Retrouvez l’essentiel de l’événement « Focus Liban : l’état du journalisme et des médias »

Manon Modicom/EPJT

Animé par Jad Shahrour, chargé de communication pour Sheyes avec Caroline Hayek, grand reporter pour L’Orient-le Jour (Prix Albert Londres 2021), Alia Ibrahim, co-fondatrice de CEO et de Daraj.com, et Marc Saikali, PDG d’Ici Beyrouth.

 

 

Les enjeux

Entre 2020 et 2021, le Liban a dégringolé de cinq places dans le classement annuel de Reporters sans frontière. Derrière la crise socio-économique qui fissure le pays, se cache une deuxième guerre : celle des médias pour leur liberté. Un climat de tension qui a atteint son paroxysme en février 2021, avec l’assassinat de l’éditeur et commentateur politique, Lokam Slim. Dans de telles conditions, et alors que la jeunesse libanaise fuit le pays vers d’autres horizons, comment les médias libanais parviennent-ils à maintenir leur indépendance et se renouveler ?

Ce qu’ils ont dit

Caroline Hayek : « Ce qui est important pour nous, c’est de modifier notre image d’élite de droite chrétienne. On s’est engouffré dans d’autres brèches pour bousculer notre lectorat. Notre enquête sur la pédophilie n’aurait pas été possible il y a quelques années, par crainte des critiques. Mais aujourd’hui, on arrive à capter de nouveaux lecteurs. »

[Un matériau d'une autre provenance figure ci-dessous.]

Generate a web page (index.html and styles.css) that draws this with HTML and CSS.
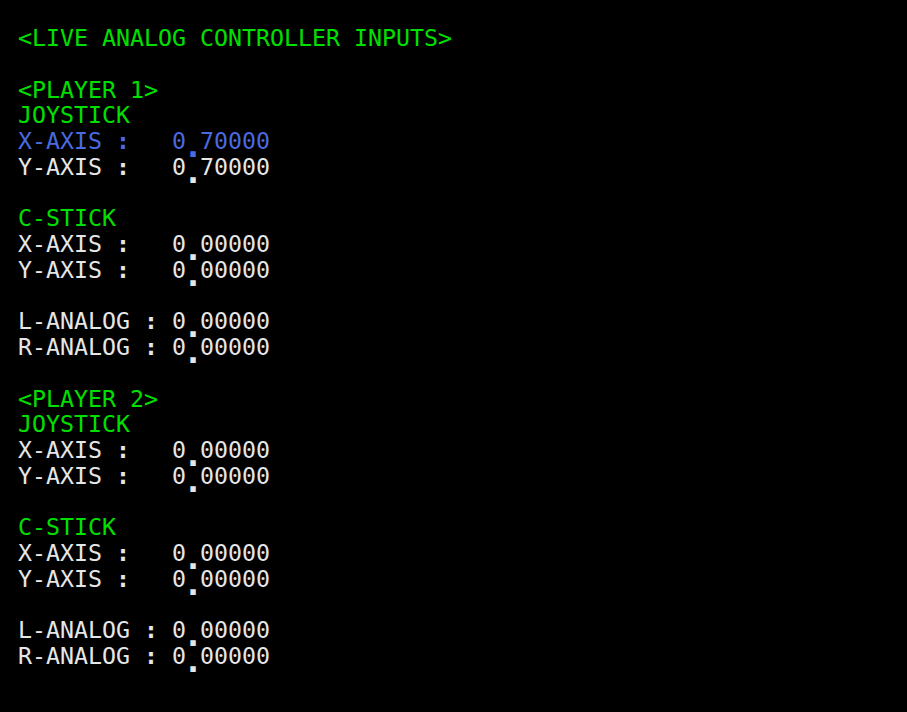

« L’Orient-le Jour a su se remettre en question et penser contre lui-même pour attirer les jeunes. Ce qui est très important pour nous, c’est cette indépendance, rompre avec cette image d’un média élitiste et recomposer toute notre équipe. »

Alia Ibrahim : « Nous faisons confiance aux lecteurs. Ils savent la limite entre l’opinion et l’enquête. La distinction entre le journalisme et l’activisme est très importante pour la crédibilité de l’organe de presse. Elle touche à la confiance des publics dans les médias. »

Marc Saikali : « Aujourd’hui, tout le monde est sur les réseaux sociaux. Mais on a la prétention de penser que dans un océan d’informations partielles et de fake news, quand vous êtes un média crédible, les jeunes font le tri. »

« La presse libanaise est parfois partisane mais elle reste libre (…) La guerre en Ukraine montre que la presse ne peut avoir une ligne éditoriale objective comme le souhaiteraient les médias anglo-saxons. Cette ligne éditoriale n’est pas objective, mais elle est honnête, et n’est pas financée par des politiques, ni de grosses ONG internationales. »

À retenir

La question de la déontologie journalistique se pose tout particulièrement au Liban, marqué par une importante crise économique et sociale. Les reportages d’investigation menés par les médias libanais sont plébiscités, de même que les nouveaux formats journalistiques permettent d’attirer le jeune lectorat. Si une presse indépendante est possible au Liban, les journalistes se heurtent à des problèmes budgétaires au sein de leur rédaction et souffrent du départ de la jeunesse pour renouveler les contenus.